“Ustedes los blancos viven pendientes de sus cosas”, le dice el chamán Karamakate al etnólogo alemán Theo, que intenta subir una cuesta cargado de kilos de bultos, cuadernos de notas y enciclopedias, aunque la malaria lo haya convertido en piel y hueso. “No se aprende de las cosas, se aprende de los sueños”, remata Karamakate, que cada tanto devuelve algo de energía al investigador blanco, soplando en sus fosas nasales una sustancia que parecería tener el poder de un trueno. Nominada al Oscar al Mejor Film en Lengua No Inglesa y ganadora del Astor a la Mejor Película en la última edición del Festival de Mar del Plata, El abrazo de la serpiente, coproducción dirigida por el colombiano Ciro Guerra, narra en tiempos paralelos dos periplos en balsa a través del Amazonas –ambos en busca de una planta de poderes medicinales o alucinógenos–, a partir de sendos diarios de viaje escritos por el etnólogo alemán Theodor Koch-Grünberg (1872-1924) y Richard Evans Schultes (1915-2001).
Como en un film de Terrence Malick, El abrazo de la serpiente narra la caída de una cultura primitiva (y con ella, parte de su hábitat) a manos del hombre blanco. En verdad, ése no es tanto el tema como el fondo sobre el que se recorta la historia de la película dirigida y coescrita por Ciro Guerra, cuyos films previos (La sombra del caminante, 2004, y Los viajes del viento, 2009) ya habían hecho el recorrido de festivales. En las primeras décadas del siglo XX, en el corazón de la selva amazónica, Manduca, indio ataviado con ropas occidentales, llega en balsa hasta los dominios de Karamakate, joven chamán, que luce apenas el clásico taparrabos y un juego de collares. Manduca trae consigo a Theo, hombre blanco de aspecto quijotesco, que viene gravemente enfermo. Sólo la yakruna, planta que los indios consideran mágica y sagrada, puede salvar al blanco. La yakruna crece, o crecía, a kilómetros de allí, donde alguna vez vivieron los miembros de la tribu de Karamatake, quien está convencido de que fueron exterminados. Theo asegura haber visto a algunos, y eso decide al desconfiado chamán a emprender el viaje en la frágil balsa.

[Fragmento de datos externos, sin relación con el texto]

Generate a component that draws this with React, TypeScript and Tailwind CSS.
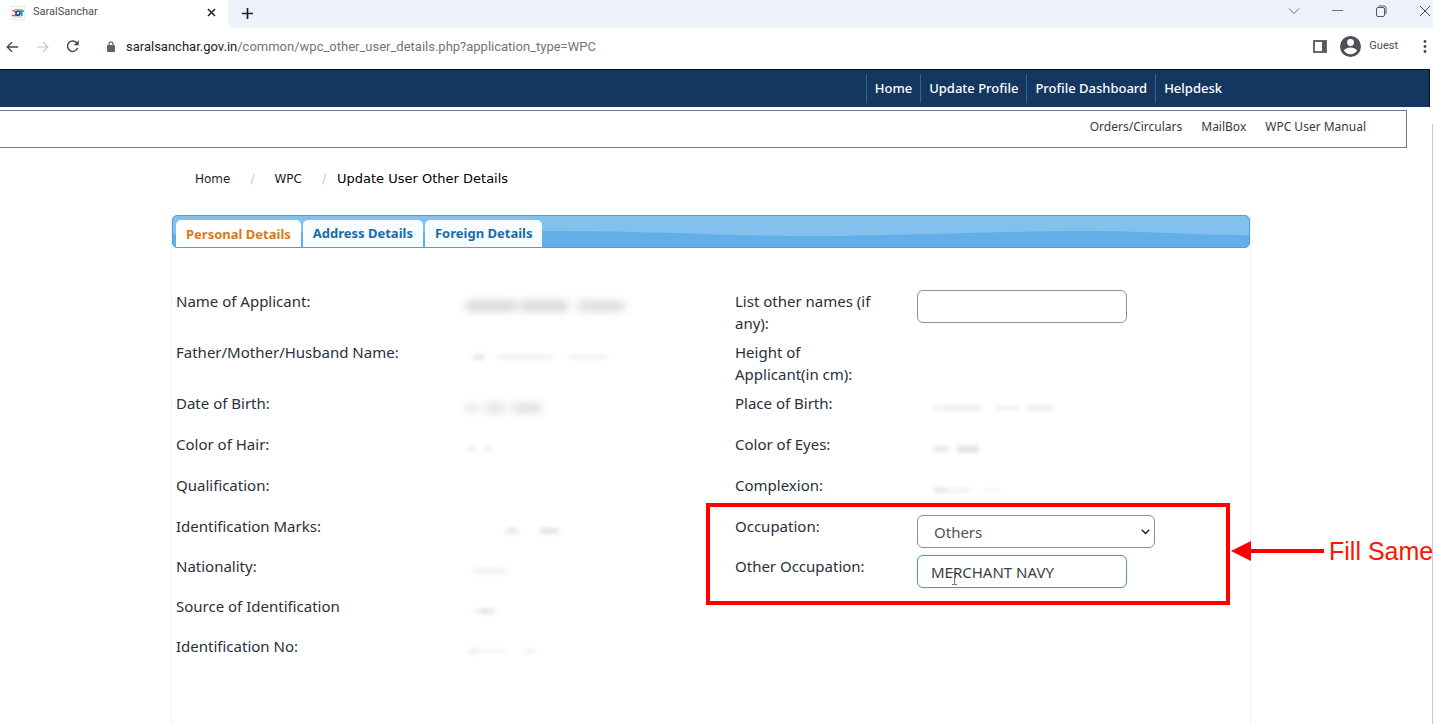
import type { ReactNode } from "react";

const navLinks = ["Home", "Update Profile", "Profile Dashboard", "Helpdesk"];
const subLinks = ["Orders/Circulars", "MailBox", "WPC User Manual"];

// x, width, height and opacity of every smudge in a hidden value
type Smudge = [number, number, number, number];

function Redacted({ smudges, blur = 2 }: { smudges: Smudge[]; blur?: number }) {
  return (
    <svg width="200" height="32" viewBox="0 0 200 32" aria-hidden="true" className="overflow-visible">
      <g style={{ filter: `blur(${blur}px)` }}>
        {smudges.map(([x, w, h, o], i) => (
          <rect key={i} x={x} y={16 - h / 2} width={w} height={h} rx={h / 2} fill="#55505a" opacity={o} />
        ))}
      </g>
    </svg>
  );
}

const rowHeights = { tall: "min-h-[51px]", medium: "min-h-[41px]", short: "min-h-[40px]" };

function Row({ size = "short", children }: { size?: keyof typeof rowHeights; children: ReactNode }) {
  return (
    <div className={`grid grid-cols-[289px_270px_182px_1fr] items-start ${rowHeights[size]}`}>
      {children}
    </div>
  );
}

function Label({ id, children }: { id?: string; children: ReactNode }) {
  return id ? (
    <label htmlFor={id} className="pr-[36px]">{children}</label>
  ) : (
    <span className="pr-[36px]">{children}</span>
  );
}

function BrowserChrome() {
  return (
    <header className="font-['Roboto',sans-serif] text-[#4a4e53]">
      {/* tab strip */}
      <div className="flex h-[28px] bg-[#eef2fa]">
        <div className="flex w-[228px] items-center bg-white pr-[12px] pb-[3px] pl-[11px] text-[11px]">
          <svg width="14" height="14" viewBox="0 0 14 14" fill="none" className="mr-[8px]">
            <rect x=".5" y=".5" width="13" height="13" stroke="#e8eaed" />
            <path d="M3 3.500h8" stroke="#9db3a8" strokeWidth="1" />
            <path d="M1.500 5h1.500a2 2 0 010 4.500h-2" stroke="#e0523c" strokeWidth="1.500" />
            <circle cx="7" cy="7.200" r="2" stroke="#24509b" strokeWidth="1.700" />
            <path d="M8.500 5h4.500M10.800 5v5" stroke="#18a08a" strokeWidth="1.500" />
            <path d="M3 11h8" stroke="#a9b8cc" strokeWidth="1" />
          </svg>
          <span className="flex-1">SaralSanchar</span>
          <button aria-label="Close tab">
            <svg width="9" height="9" viewBox="0 0 9 9" stroke="#202124" strokeWidth="1.500">
              <path d="M1 1l7 7M8 1l-7 7" />
            </svg>
          </button>
        </div>
        <div className="bg-white">
          <div className="flex h-full items-center rounded-bl-lg bg-[#eef2fa] px-[14px] pb-[2px]">
            <button aria-label="New tab">
              <svg width="11" height="11" viewBox="0 0 11 11" stroke="#202124" strokeWidth="1.700">
                <path d="M5.500 0v11M0 5.500h11" />
              </svg>
            </button>
          </div>
        </div>
        <div className="ml-auto flex items-start gap-[32px] pt-[5px] pr-[2px]">
          <button aria-label="Search tabs">
            <svg width="12" height="12" viewBox="0 0 12 12" fill="none" stroke="#6b6f76">
              <path d="M1 3.500l5 5 5-5" />
            </svg>
          </button>
          <button aria-label="Minimise">
            <svg width="11" height="12" viewBox="0 0 11 12" stroke="#6b6f76">
              <path d="M0 5.500h11" />
            </svg>
          </button>
          <button aria-label="Restore">
            <svg width="12" height="12" viewBox="0 0 12 12" fill="none" stroke="#55585e">
              <rect x="1.500" y="2.500" width="8" height="9" rx="1.500" />
              <path d="M3.500 1h5.500a2 2 0 012 2v6" />
            </svg>
          </button>
          <button aria-label="Close">
            <svg width="12" height="12" viewBox="0 0 12 12" stroke="#44474c">
              <path d="M1 1l10 10M11 1L1 11" />
            </svg>
          </button>
        </div>
      </div>

      {/* address bar */}
      <div className="flex h-[41px] items-center bg-white pr-[6px] pb-[4px] pl-[6px]">
        <button aria-label="Back" className="mr-[17px]">
          <svg width="13" height="12" viewBox="0 0 14 12" fill="none" stroke="#45484d" strokeWidth="1.400">
            <path d="M13 6H1M6.500 .8L1.200 6l5.300 5.200" />
          </svg>
        </button>
        <button aria-label="Forward" className="mr-[17px]">
          <svg width="13" height="12" viewBox="0 0 14 12" fill="none" stroke="#c4c6c9" strokeWidth="1.300">
            <path d="M1 6h12M7.500 .8L12.800 6l-5.300 5.200" />
          </svg>
        </button>
        <button aria-label="Reload" className="mr-[28px]">
          <svg width="13" height="13" viewBox="0 0 13 13" fill="none" stroke="#45484d" strokeWidth="1.500">
            <path d="M11 3.200A5.200 5.200 0 1011.600 8" />
            <path d="M12.700 .3v5H7.700z" fill="#45484d" stroke="none" />
          </svg>
        </button>
        <svg width="8" height="11" viewBox="0 0 8 11" fill="none" className="mr-[11px]">
          <rect y="4" width="8" height="7" rx="1" fill="#5f6368" />
          <path d="M2 4.500V2.800a2 2 0 014 0v1.700" stroke="#5f6368" strokeWidth="1.200" />
        </svg>
        <p className="flex-1 text-[13px] text-[#6f757d]">
          <span className="text-[#202124]">saralsanchar.gov.in</span>
          /common/wpc_other_user_details.php?application_type=WPC
        </p>
        <button aria-label="Side panel" className="mr-[13px]">
          <svg width="14" height="13" viewBox="0 0 14 13" fill="none">
            <rect x="1" y="1" width="12" height="11" stroke="#55585d" strokeWidth="1.800" />
            <path d="M9 1h4v11H9z" fill="#55585d" />
          </svg>
        </button>
        <button className="flex items-center gap-[8px] text-[11px]">
          <svg width="21" height="21" viewBox="0 0 21 21">
            <circle cx="10.500" cy="10.500" r="10.500" fill="#4d5156" />
            <circle cx="10.500" cy="6.500" r="3.400" fill="#fff" />
            <path d="M3.800 14.500c1.500-2 4-3 6.700-3s5.200 1 6.700 3c-1.500 2.400-4 3.700-6.700 3.700s-5.200-1.300-6.700-3.700z" fill="#fff" />
          </svg>
          Guest
        </button>
        <button aria-label="Menu" className="ml-[25px]">
          <svg width="4" height="13" viewBox="0 0 4 13" fill="#45484d">
            <circle cx="2" cy="1.500" r="1.400" />
            <circle cx="2" cy="6.500" r="1.400" />
            <circle cx="2" cy="11.500" r="1.400" />
          </svg>
        </button>
      </div>
    </header>
  );
}

function Tabs() {
  return (
    <div className="relative flex h-[33px] items-start gap-[2px] overflow-hidden rounded-[5px] border border-[#4f9fd8] bg-[#82c0ee] px-[3px] pt-[4px] text-[13px] font-bold text-[#1c6ba8]">
      <svg className="absolute inset-0 h-full w-full" viewBox="0 0 1076 31" preserveAspectRatio="none">
        <path d="M0 18C120 15 240 15 370 15S560 21 660 20 840 15 910 15 1010 19 1076 19V31H0z" fill="#62aee8" />
      </svg>
      <button className="relative h-[28px] rounded-t-[5px] bg-white px-[10px] pt-px text-[#dd7718]">Personal Details</button>
      <button className="relative h-[27px] rounded-t-[5px] bg-[#f6fcff] px-[10px] pt-px">Address Details</button>
      <button className="relative h-[27px] rounded-t-[5px] bg-[#f6fcff] px-[10px] pt-px">Foreign Details</button>
    </div>
  );
}

function Annotation() {
  return (
    <>
      <div className="pointer-events-none absolute -top-[12px] left-[530px] h-[102px] w-[524px] border-4 border-[#fe0000]" />
      <div className="pointer-events-none absolute top-[20px] left-[1055px] flex items-center gap-[5px] text-[25px] leading-[32px] whitespace-nowrap text-[#fe1400]">
        <svg width="93" height="20" viewBox="0 0 93 20" fill="#fe0000">
          <path d="M0 10L20 0v8h73v4H20v8z" />
        </svg>
        <span className="font-['Liberation_Sans',sans-serif]">Fill Same</span>
      </div>
    </>
  );
}

function DetailsForm() {
  return (
    <form className="px-[4px] pt-[42px] pb-[49px] text-[15px] leading-[22px] text-[#29303b]">
      <Row size="tall">
        <Label>Name of Applicant:</Label>
        <Redacted blur={4} smudges={[[0, 52, 10, 0.25], [54, 50, 10, 0.25], [112, 48, 10, 0.22]]} />
        <Label id="other-names">List other names (if any):</Label>
        <input id="other-names" className="h-[33px] w-[210px] rounded-md border border-[#8d9094] bg-white px-[13px]" />
      </Row>
      <Row size="tall">
        <Label>Father/Mother/Husband Name:</Label>
        <Redacted smudges={[[8, 12, 5, 0.17], [32, 56, 4, 0.1], [104, 38, 4, 0.09]]} />
        <Label>Height of Applicant(in cm):</Label>
      </Row>
      <Row size="medium">
        <Label>Date of Birth:</Label>
        <Redacted blur={4} smudges={[[0, 14, 9, 0.16], [20, 20, 9, 0.18], [46, 32, 9, 0.2]]} />
        <Label>Place of Birth:</Label>
        <Redacted smudges={[[16, 8, 4, 0.12], [26, 38, 5, 0.13], [78, 24, 4, 0.1], [110, 26, 5, 0.13]]} />
      </Row>
      <Row size="medium">
        <Label>Color of Hair:</Label>
        <Redacted smudges={[[2, 8, 4, 0.12], [18, 9, 4, 0.1]]} />
        <Label>Color of Eyes:</Label>
        <Redacted smudges={[[16, 16, 6, 0.14], [40, 22, 7, 0.17]]} />
      </Row>
      <Row size="medium">
        <Label>Qualification:</Label>
        <span />
        <Label>Complexion:</Label>
        <Redacted smudges={[[16, 14, 5, 0.16], [30, 24, 4, 0.09], [66, 16, 3, 0.07]]} />
      </Row>
      <div className="relative">
        <Row>
          <Label>Identification Marks:</Label>
          <Redacted smudges={[[41, 12, 6, 0.14], [74, 20, 6, 0.16]]} />
          <Label id="occupation">Occupation:</Label>
          <div className="relative w-[238px]">
            <select id="occupation" className="h-[33px] w-full appearance-none rounded-md border border-[#8d9094] bg-white px-[16px] text-[#4d5257]">
              <option>Others</option>
            </select>
            <svg width="9" height="6" viewBox="0 0 9 6" fill="none" stroke="#222" strokeWidth="1.500" className="pointer-events-none absolute top-[14px] right-[5px]">
              <path d="M.8 .8l3.700 3.700L8.200 .8" />
            </svg>
          </div>
        </Row>
        <Row>
          <Label>Nationality:</Label>
          <Redacted smudges={[[8, 34, 5, 0.09]]} />
          <Label id="other-occupation">Other Occupation:</Label>
          <div className="relative w-[210px]">
            <input
              id="other-occupation"
              defaultValue="MERCHANT NAVY"
              className="h-[33px] w-full rounded-md border border-[#6f8fa6] bg-white px-[13px] text-[#3a4148] shadow-[0_0_3px_#cdeef8]"
            />
            {/* text cursor */}
            <svg width="7" height="13" viewBox="0 0 7 13" fill="none" stroke="#777" className="pointer-events-none absolute top-[17px] left-[34px]">
              <path d="M1 .5h5M3.500 .5v12M1 12.500h5" />
            </svg>
          </div>
        </Row>
        <Annotation />
      </div>
      <Row>
        <Label>Source of Identification</Label>
        <Redacted smudges={[[9, 12, 4, 0.1], [17, 13, 6, 0.14]]} />
      </Row>
      <Row>
        <Label>Identification No:</Label>
        <Redacted smudges={[[4, 7, 5, 0.12], [10, 30, 3, 0.08], [59, 12, 4, 0.08]]} />
      </Row>
    </form>
  );
}

export default function App() {
  return (
    <div className="flex min-h-screen flex-col overflow-x-hidden bg-white font-['Noto_Sans',sans-serif]">
      <BrowserChrome />

      <nav className="mr-[3px] flex h-[38px] items-center justify-end border-t border-r border-t-[#050d18] border-r-[#050d18] bg-[#13375f] pr-[199px] text-[13px] font-medium text-white">
        {navLinks.map((name) => (
          <a key={name} href="#" className="border-l border-[#3d6288] px-[8px] leading-[29px]">{name}</a>
        ))}
      </nav>

      <div className="flex flex-1">
        <div className="flex-1">
          <div className="mt-[3px] mr-[25px] flex h-[38px] items-center justify-end gap-[19px] border border-l-0 border-[#77797c] pr-[40px] pb-[4px] text-[12px] text-[#333a42]">
            {subLinks.map((name) => (
              <a key={name} href="#">{name}</a>
            ))}
          </div>

          <main className="mr-[181px] ml-[171px] pt-[19px]">
            <div className="flex h-[24px] items-center pl-[24px] font-['DejaVu_Sans',sans-serif] text-[12px] text-[#1f2226]">
              <a href="#">Home</a>
              <span className="px-[20px] text-[#c5c8cb]">/</span>
              <a href="#">WPC</a>
              <span className="pr-[11px] pl-[20px] text-[#c5c8cb]">/</span>
              <span className="text-[13px] text-black">Update User Other Details</span>
            </div>
            <div className="mt-[24px] border-x border-[#f0f1f2]">
              <Tabs />
              <DetailsForm />
            </div>
          </main>
        </div>
        {/* scroll track edge */}
        <div className="mt-[17px] w-px bg-[#c9c9c9]" />
      </div>
    </div>
  );
}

Cuarenta años más tarde, Evan, botánico estadounidense, viene siguiendo los pasos de Theo, una vez más en busca de la yakruna. Karamatake tiene ahora más de 60 y sigue solo. A diferencia de su antecesor, el yanqui parece traer una segunda intención: ofrece al astuto chamán una presunta fortuna consistente en dos dólares, se muestra interesado en un árbol de caucho, recoge alguna muestra vegetal que guarda con disimulo. “Yo no voy a ayudarlo a hacer la guerra”, avisa Karamatake. Del investigador alemán, que dibuja concienzudamente las especies animales y vegetales con las que se cruza, al biólogo estadounidense de tiempos de Vietnam, hay el abismo que separa la ciencia “en sí” de aquélla puesta al servicio de la política, heredera de aquellos caucheros que cuarenta años atrás saqueaban, torturaban, mutilaban y asesinaban. Del clásico film de aventuras, El abrazo de la serpiente guarda lo exótico y episódico: un monje capuchino español que disciplina a los niños de la zona a latigazo limpio, un autodenominado mesías brasileño que tiene a su grey tan aterrorizada como el coronel Kurtz a los suyos.
El resto proyecta, de forma directa o indirecta, reflejos políticos. Karamatake se considera un chullachaqui, un doble vaciado de sí mismo, como consecuencia de la conquista y exterminio a los que los suyos fueron sometidos. Lo que para el nativo es muerte de su civilización, para el forastero blanco es perdición, enfermedad, locura: hay aquí una línea que lleva de Herzog (Aguirre, Fitzcarraldo) a Dead Man, de Jim Jarmusch, pasando por Apocalypse Now. Lamentablemente y con excepción de un único sueño final tras la ingestión de la yakruna (sueño que pone al fin en imprevista línea con 2001, Odisea del espacio), todo aquello es más visto que vivido: faltó la adopción de una primera persona que permitiera al espectador ponerse en la quebradiza piel de Theo. ¿Por qué no en la de Evan? Porque ese segundo relato podría haberse eliminado y la película hubiera ganado más de lo que perdiera. La fotografía en blanco y negro a cargo de David Gallego confirma que a la hora de la expresividad visual, de los matices y las escalas, de la creación de formas a través de la luz y la sombra, un siglo más tarde ese sistema lumínico sigue ostentando toda su gloria.